The spirit of death usurped our strength and threatened to flatten our efforts. So we danced. At every worship set (led by the irrepressible Susan Highleyman), we would kick up our heels and overcome the spirit of heaviness with child-like praise and movement. We danced on the ground of oppression. In so doing, we reclaimed that ground for the Kingdom of Christ.

God gave us the grace of David in 2 Samuel 6:20-22 when he danced like a wild-man before the Lord and declared to those who accused him of vulgarity: ‘I will celebrate before the Lord. I will become even more undignified than this, and I will be humiliated in my own eyes. But I will be held in honor…’

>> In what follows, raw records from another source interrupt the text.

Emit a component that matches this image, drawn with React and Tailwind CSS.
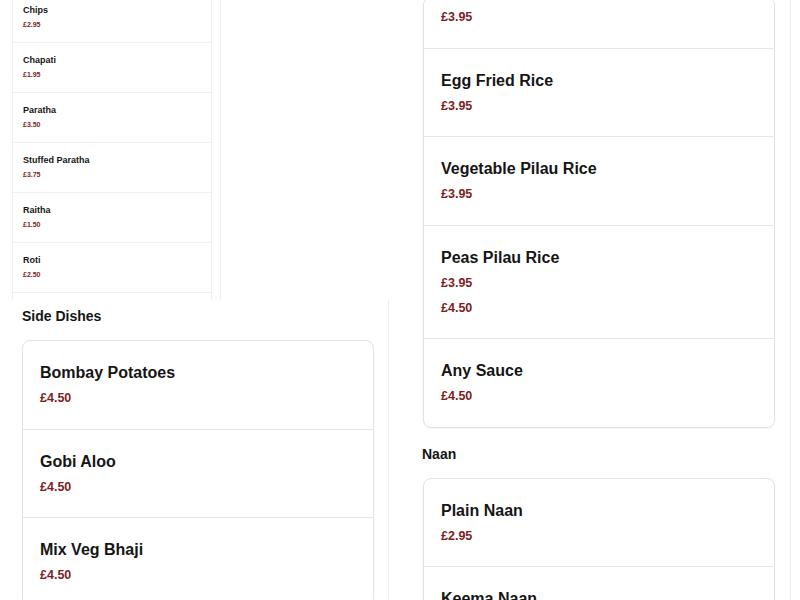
import React from "react";

const font = { fontFamily: '"Liberation Sans", Arial, sans-serif' };

function BigRow({ name, price, last }) {
  return (
    <div className={`pl-[17px] pr-4 pt-5 pb-[20.5px] ${last ? "" : "border-b border-[#e6e6e6]"}`}>
      <div className="text-[16px] leading-6 font-bold text-[#151515]">{name}</div>
      <div className="mt-1 text-[12.5px] leading-[19px] font-bold text-[#7d1d24]">{price}</div>
    </div>
  );
}

function PriceOnlyRow({ price, className = "" }) {
  return (
    <div className={`pl-[17px] pr-4 border-b border-[#e6e6e6] ${className}`}>
      <div className="text-[12.5px] leading-[19px] font-bold text-[#7d1d24]">{price}</div>
    </div>
  );
}

function SmallRow({ name, price }) {
  return (
    <div className="pl-[10px] pr-2 pt-[11px] pb-[12px] border-b border-[#f0f0f0]">
      <div className="text-[9px] leading-[13px] font-bold text-[#151515]">{name}</div>
      <div className="mt-[3px] text-[7px] leading-[10px] font-bold text-[#7d1d24]">{price}</div>
    </div>
  );
}

function BigCard({ items, lead, className = "" }) {
  return (
    <div className={`w-[352px] rounded-lg border border-[#e3e3e3] bg-white shadow-[0_1px_2px_rgba(0,0,0,0.04)] ${className}`}>
      {lead}
      {items.map((it, i) => (
        <BigRow key={i} name={it[0]} price={it[1]} last={i === items.length - 1} />
      ))}
    </div>
  );
}

function Heading({ children, className = "" }) {
  return <div className={`text-[14px] leading-5 font-bold text-[#151515] ${className}`}>{children}</div>;
}

export default function App() {
  const small = [
    ["Chips", "£2.95"],
    ["Chapati", "£1.95"],
    ["Paratha", "£3.50"],
    ["Stuffed Paratha", "£3.75"],
    ["Raitha", "£1.50"],
    ["Roti", "£2.50"],
  ];
  const rice = [
    ["Egg Fried Rice", "£3.95"],
    ["Vegetable Pilau Rice", "£3.95"],
    ["Peas Pilau Rice", "£3.95"],
  ];
  const sides = [
    ["Bombay Potatoes", "£4.50"],
    ["Gobi Aloo", "£4.50"],
    ["Mix Veg Bhaji", "£4.50"],
  ];
  const sauces = [["Any Sauce", "£4.50"]];
  const naan = [
    ["Plain Naan", "£2.95"],
    ["Keema Naan", "£3.50"],
  ];

  return (
    <div style={font} className="w-[800px] h-[600px] overflow-hidden bg-white">
      {/* top band */}
      <div className="flex h-[300px] overflow-hidden">
        <div className="w-[221px] shrink-0 border-r border-[#efefef] pl-3">
          <div className="-mt-[8px] w-[200px] border-x border-t border-[#eeeeee] bg-white">
            {small.map((it, i) => (
              <SmallRow key={i} name={it[0]} price={it[1]} />
            ))}
            <div className="h-[20px]" />
          </div>
        </div>
        <div className="ml-[184px] w-[386px] shrink-0 border-r border-[#ececec] pl-[18px]">
          <BigCard
            items={rice}
            className="-mt-[3px]"
            lead={<PriceOnlyRow price="£3.95" className="pt-[9.5px] pb-[21px]" />}
          />
        </div>
      </div>

      {/* bottom band */}
      <div className="flex h-[300px] overflow-hidden">
        <div className="w-[389px] shrink-0 border-r border-[#ececec] pl-[22px] pt-[6px]">
          <Heading className="mb-[14px]">Side Dishes</Heading>
          <BigCard items={sides} />
        </div>
        <div className="ml-4 w-[386px] shrink-0 border-r border-[#ececec] pl-[17px]">
          <div className="pl-[1px]">
            <BigCard
              items={sauces}
              className="-mt-[10px]"
              lead={<PriceOnlyRow price="£4.50" className="pt-[7.5px] pb-[20.5px]" />}
            />
          </div>
          <Heading className="mt-4 mb-[14px]">Naan</Heading>
          <div className="pl-[1px]">
            <BigCard items={naan} />
          </div>
        </div>
      </div>
    </div>
  );
}
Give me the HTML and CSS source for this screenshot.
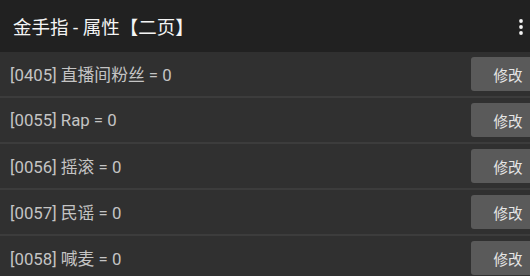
FILE: index.html
```html
<!DOCTYPE html>
<html lang="zh-CN">
<head>
<meta charset="utf-8">
<title>金手指 - 属性【二页】</title>
<link rel="stylesheet" href="styles.css">
</head>
<body>
<div class="app">
  <header class="toolbar">
    <h1 class="title">金手指 - 属性【二页】</h1>
    <svg class="menu" width="8" height="20" viewBox="0 0 8 20" aria-hidden="true">
      <circle cx="4" cy="4" r="1.9" fill="#f2f2f2"/>
      <circle cx="4" cy="10" r="1.9" fill="#f2f2f2"/>
      <circle cx="4" cy="16" r="1.9" fill="#f2f2f2"/>
    </svg>
  </header>
  <ul class="list">
    <li class="row"><span class="label">[0405] 直播间粉丝 = 0</span><button class="edit">修改</button></li>
    <li class="row"><span class="label">[0055] Rap = 0</span><button class="edit">修改</button></li>
    <li class="row"><span class="label">[0056] 摇滚 = 0</span><button class="edit">修改</button></li>
    <li class="row"><span class="label">[0057] 民谣 = 0</span><button class="edit">修改</button></li>
    <li class="row"><span class="label">[0058] 喊麦 = 0</span><button class="edit">修改</button></li>
  </ul>
</div>
</body>
</html>
```
FILE: styles.css
```css
html, body {
  margin: 0;
  padding: 0;
  background: #303030;
  overflow: hidden;
}
.app {
  width: 530px;
  height: 276px;
  overflow: hidden;
  font-family: Roboto, "Noto Sans CJK SC", sans-serif;
}
.toolbar {
  height: 52px;
  background: #212121;
  display: flex;
  align-items: center;
  justify-content: space-between;
  padding: 0 5px 0 13px;
  box-sizing: border-box;
}
.title {
  margin: 0;
  font-size: 18.5px;
  font-weight: 400;
  color: #f4f4f4;
  letter-spacing: 0;
}
.menu {
  display: block;
  margin-top: 1px;
}
.list {
  list-style: none;
  margin: 0;
  padding: 0;
}
.row {
  height: 44px;
  display: flex;
  align-items: center;
  justify-content: space-between;
  background: #303030;
  border-bottom: 2px solid #3c3c3c;
  padding-left: 10px;
}
.label {
  font-size: 16.8px;
  color: #c4c4c4;
}
.edit {
  flex: none;
  width: 74px;
  height: 34px;
  margin-right: -15px;
  border: none;
  border-radius: 3px;
  background: #5a5a5a;
  color: #e6e6e6;
  font-family: Roboto, "Noto Sans CJK SC", sans-serif;
  font-size: 14.5px;
  padding: 0;
}
```
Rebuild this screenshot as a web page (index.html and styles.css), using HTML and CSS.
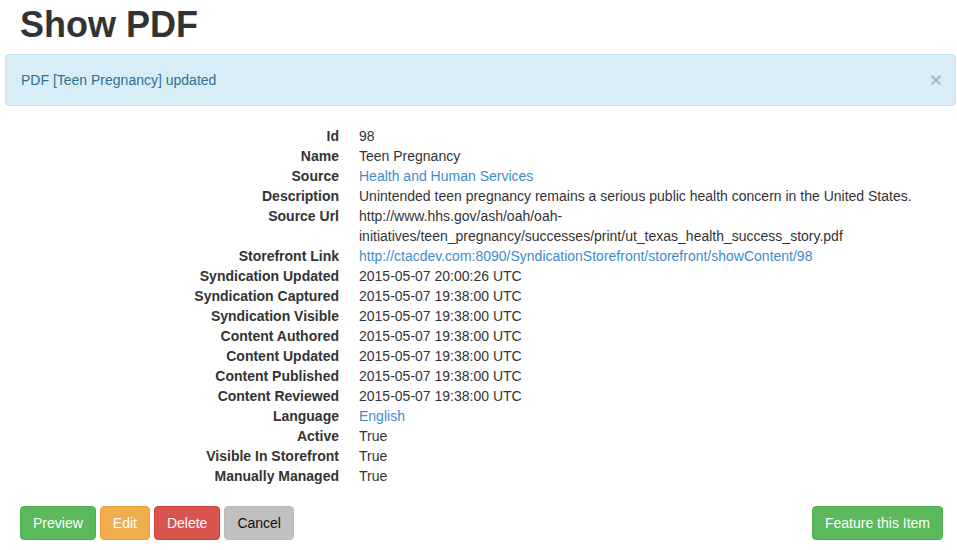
FILE: index.html
```html
<!DOCTYPE html>
<html>
<head>
<meta charset="utf-8">
<title>Show PDF</title>
<link rel="stylesheet" href="styles.css">
</head>
<body>
<div class="page">
  <h1 class="title">Show PDF</h1>
  <div class="alert">
    <span>PDF [Teen Pregnancy] updated</span>
    <span class="close">&times;</span>
  </div>
  <dl class="details">
    <dt>Id</dt><dd>98</dd>
    <dt>Name</dt><dd>Teen Pregnancy</dd>
    <dt>Source</dt><dd><a href="#">Health and Human Services</a></dd>
    <dt>Description</dt><dd>Unintended teen pregnancy remains a serious public health concern in the United States.</dd>
    <dt>Source Url</dt><dd><span class="nw">http://www.hhs.gov/ash/oah/oah-</span><br><span class="nw">initiatives/teen_pregnancy/successes/print/ut_texas_health_success_story.pdf</span></dd>
    <dt>Storefront Link</dt><dd><a href="#">http://ctacdev.com:8090/SyndicationStorefront/storefront/showContent/98</a></dd>
    <dt>Syndication Updated</dt><dd>2015-05-07 20:00:26 UTC</dd>
    <dt>Syndication Captured</dt><dd>2015-05-07 19:38:00 UTC</dd>
    <dt>Syndication Visible</dt><dd>2015-05-07 19:38:00 UTC</dd>
    <dt>Content Authored</dt><dd>2015-05-07 19:38:00 UTC</dd>
    <dt>Content Updated</dt><dd>2015-05-07 19:38:00 UTC</dd>
    <dt>Content Published</dt><dd>2015-05-07 19:38:00 UTC</dd>
    <dt>Content Reviewed</dt><dd>2015-05-07 19:38:00 UTC</dd>
    <dt>Language</dt><dd><a href="#">English</a></dd>
    <dt>Active</dt><dd>True</dd>
    <dt>Visible In Storefront</dt><dd>True</dd>
    <dt>Manually Managed</dt><dd>True</dd>
  </dl>
  <div class="actions">
    <div class="group">
      <button class="btn btn-success">Preview</button>
      <button class="btn btn-warning">Edit</button>
      <button class="btn btn-danger">Delete</button>
      <button class="btn btn-default">Cancel</button>
    </div>
    <button class="btn btn-success">Feature this Item</button>
  </div>
</div>
</body>
</html>
```
FILE: styles.css
```css
* { box-sizing: border-box; }
html, body { margin: 0; padding: 0; background: #fff; }
body {
  font-family: "Liberation Sans", Arial, Helvetica, sans-serif;
  font-size: 14px;
  line-height: 20px;
  color: #333;
}
.page { padding: 0 1px 0 5px; }
.title {
  font-size: 36px;
  font-weight: 700;
  line-height: 40px;
  margin: 0 0 9px;
  padding: 5px 0 0 15px;
  color: #333;
}
.alert {
  display: flex;
  justify-content: space-between;
  align-items: center;
  background: #d9edf7;
  border: 1px solid #bce8f1;
  border-radius: 4px;
  color: #31708f;
  padding: 15px 13px 15px 15px;
  margin-bottom: 20px;
  height: 52px;
}
.close {
  font-size: 21px;
  font-weight: 700;
  line-height: 1;
  color: #000;
  opacity: 0.2;
  margin-top: -2px;
}
.details {
  display: grid;
  grid-template-columns: 160px 1fr;
  column-gap: 20px;
  margin: 0 0 20px;
  padding-left: 174px;
  padding-right: 10px;
}
.details dt {
  font-weight: 700;
  text-align: right;
  white-space: nowrap;
}
.details dd { margin: 0; }
.nw { white-space: nowrap; }
a { color: #428bca; text-decoration: none; }
.actions {
  display: flex;
  justify-content: space-between;
  padding: 0 13px 0 15px;
}
.group { display: flex; gap: 4px; }
.btn {
  font-family: inherit;
  font-size: 14px;
  line-height: 20px;
  padding: 6px 12px;
  border: 1px solid transparent;
  border-radius: 4px;
  color: #fff;
  height: 34px;
  cursor: pointer;
}
.btn-success { background: #5cb85c; border-color: #4cae4c; }
.btn-warning { background: #f0ad4e; border-color: #eea236; }
.btn-danger { background: #d9534f; border-color: #d43f3a; }
.btn-default { background: #c0c0c0; border-color: #bbb; color: #111; }
```
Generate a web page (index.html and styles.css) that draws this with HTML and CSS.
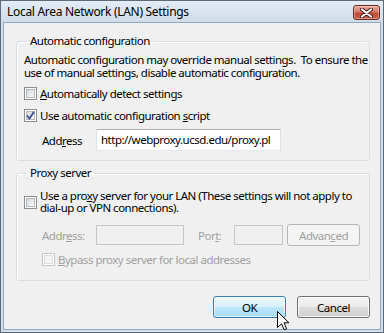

We endured the shame for the joy set before us. Our joy? To witness the resurrection of our German friends, still living in the shadow of death. I spied one particularly morose nun looking from the sidelines then joining us in the dance. God turned her mourning into dancing.

We danced, we prayed, we taught, we fought in the Spirit. My beloved friend Toni D. roomed next to me and awoke to hear me screaming in my sleep (I recalled nothing.) Like the amazingly faithful man he was and is, Toni stayed up most of the night outside my door and simply interceded for me. That’s the kind of guy Toni is: an embodiment of God’s mercy.

That’s how we dug ditches of mercy throughout Europe. We did it together. ‘With joy you will draw water from the wells of salvation.’ (PS 12:3)

‘As You have shown us mercy, O God, in the desert places of our lives, would You show mercy to the beleaguered state of marriage in the USA? As the Perry vs. Schw. case wends its way to the National Supreme Court, prepare for Yourself a victory. We shall render to Caesar what is Caesar’s but we shall prayerfully fight for what is Yours, O God. Prepare the hearts of each justice, especially Justice Anthony Kennedy, to uphold marriage according to Your merciful design. Remember mercy, O God.’